The Iranian government has implemented a policy restricting women's access to higher education, claiming that it is counterproductive to train women for fields where job opportunities are limited.
Iranian Nobel Peace Prize laureate Shirin Ebadi raised the alarm on Monday with an open letter to the United Nations.
"For the coming academic year, 36 universities have closed 77 academic fields to women," she said.
The now-restricted fields of study are some of Iran's most lucrative. They include computer science, civil engineering, English translation and chemistry.
"The gender segregation policy ... suggest[s] the imposition of a patriarchal culture that aims to strengthen the role of women at home and within the family unit in order to undermine their important function in society," said Ebadi.
Some university officials defended the education ban, according to Bloomberg. They argued that women who study science stand a poor chance of finding employment after graduation.
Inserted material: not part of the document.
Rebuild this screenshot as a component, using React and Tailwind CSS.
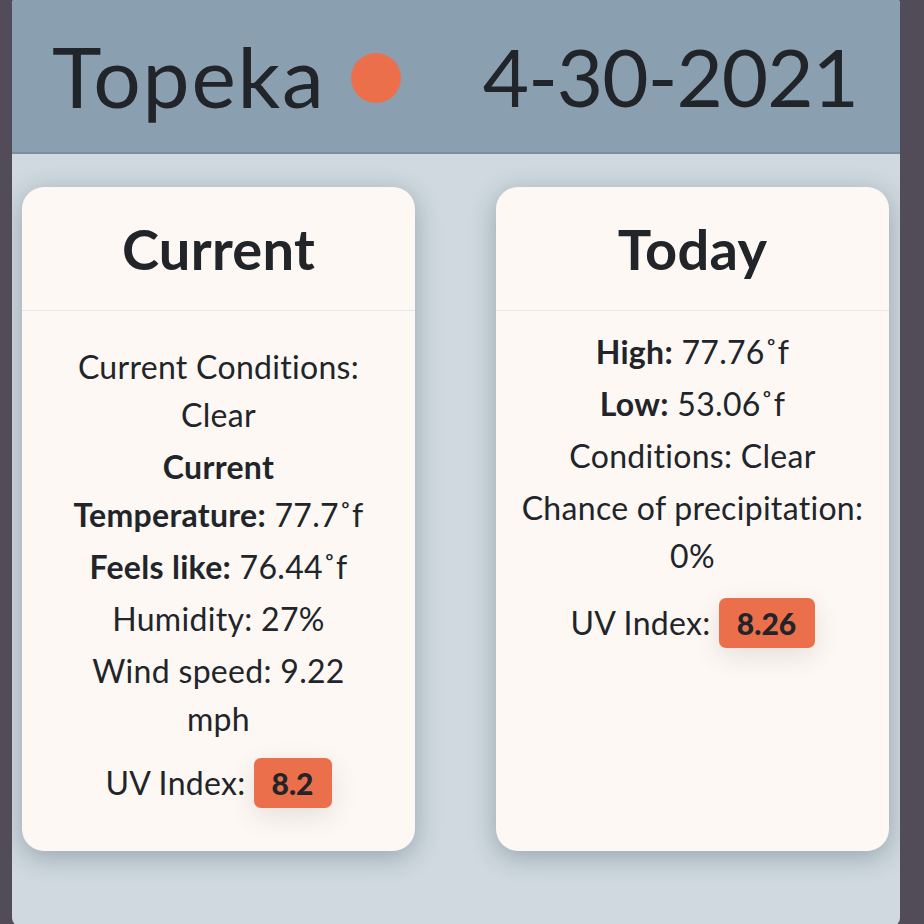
export default function App() {
  return (
    <div className="h-[924px] w-[924px] overflow-hidden bg-[#524b58] font-['Lato',_'Liberation_Sans',_sans-serif] text-[#212529]">
      <div className="ml-[12px] -mt-[4px] flex h-[930px] w-[888px] flex-col overflow-hidden rounded-[8px] bg-[#cfd9df]">
        <header className="flex h-[158px] shrink-0 items-center justify-between border-b-2 border-[#7b8d9e] bg-[#8aa0b1] pl-[40px] pr-[42px] pt-[4px]">
          <div className="flex items-center">
            <span className="text-[84px] font-normal leading-none tracking-[1.8px]">Topeka</span>
            <span className="ml-[25px] mt-[4px] inline-block h-[50px] w-[50px] rounded-full bg-[#ec6f4c] blur-[0.5px]"></span>
          </div>
          <span className="text-[80px] font-normal leading-none tracking-[-1px]">4-30-2021</span>
        </header>
        <main className="flex items-stretch gap-[81px] pl-[10px] pt-[33px]">
          <section className="flex w-[393px] flex-col rounded-[22px] bg-[#fdf8f4] shadow-[0_6px_26px_rgba(40,55,75,0.32)]">
            <div className="flex h-[124px] items-center justify-center border-b border-[#e3e8ed]">
              <h2 className="text-[56px] font-bold leading-none tracking-[0.3px]">Current</h2>
            </div>
            <div className="flex flex-col items-center pb-[43px] pt-[32px] text-center text-[32px] leading-[48px] tracking-[0.3px]">
              <p className="mb-[4px]">Current Conditions:<br />Clear</p>
              <p className="mb-[4px]"><b>Current</b><br /><b>Temperature:</b> 77.7˚f</p>
              <p className="mb-[4px]"><b>Feels like:</b> 76.44˚f</p>
              <p className="mb-[4px]">Humidity: 27%</p>
              <p>Wind speed: 9.22<br />mph</p>
              <div className="mt-[15px] flex items-center gap-[8px]">
                <span>UV Index:</span>
                <span className="flex h-[50px] w-[78px] items-center justify-center rounded-[7px] bg-[#ec6f4c] text-[30px] font-black leading-none tracking-normal shadow-[0_8px_28px_rgba(0,0,0,0.1)]">8.2</span>
              </div>
            </div>
          </section>
          <section className="flex w-[393px] flex-col rounded-[22px] bg-[#fdf8f4] shadow-[0_6px_26px_rgba(40,55,75,0.32)]">
            <div className="flex h-[124px] items-center justify-center border-b border-[#e3e8ed]">
              <h2 className="text-[56px] font-bold leading-none tracking-[0.3px]">Today</h2>
            </div>
            <div className="flex flex-col items-center pt-[17px] text-center text-[32px] leading-[48px] tracking-[0.3px]">
              <p className="mb-[4px]"><b>High:</b> 77.76˚f</p>
              <p className="mb-[4px]"><b>Low:</b> 53.06˚f</p>
              <p className="mb-[4px]">Conditions: Clear</p>
              <p>Chance of precipitation:<br />0%</p>
              <div className="mt-[18px] flex items-center gap-[8px]">
                <span>UV Index:</span>
                <span className="flex h-[50px] w-[96px] items-center justify-center rounded-[7px] bg-[#ec6f4c] text-[30px] font-black leading-none tracking-normal shadow-[0_8px_28px_rgba(0,0,0,0.1)]">8.26</span>
              </div>
            </div>
          </section>
        </main>
      </div>
    </div>
  );
}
But Ebadi suspects the Iranian government -- a theocratic regime with a poor record for women's rights -- has more sinister intentions.
"They are trying to push women back to the private sphere of their homes so that they may abandon their opposition and legitimate demands," she wrote.
Another Pretty Face
Three years ago, a young woman who died on the streets of Tehran became a powerful symbol of opposition to the clerical regime.
Neda Agha-Soltan was not a politically active woman, according to her family. She and an acquaintance were driving near anti-government protests on June 20, 2009, when they stopped the vehicle on Kargar street and stepped out. Moments later, a single bullet shot rang out -- it seems to have been a sniper attack, and many onlookers have blamed a regime-allied militia that had been suppressing the nearby protests.
Agha-Soltan fell to the ground, and several passers-by ran to help her. One of them carried a video camera, and Agha-Soltan's final moments were caught on film. For a moment, she is wide-eyed and looking toward the camera as strangers frantically apply pressure to a bullet wound in her chest. Seconds later, blood begins to stream from her mouth.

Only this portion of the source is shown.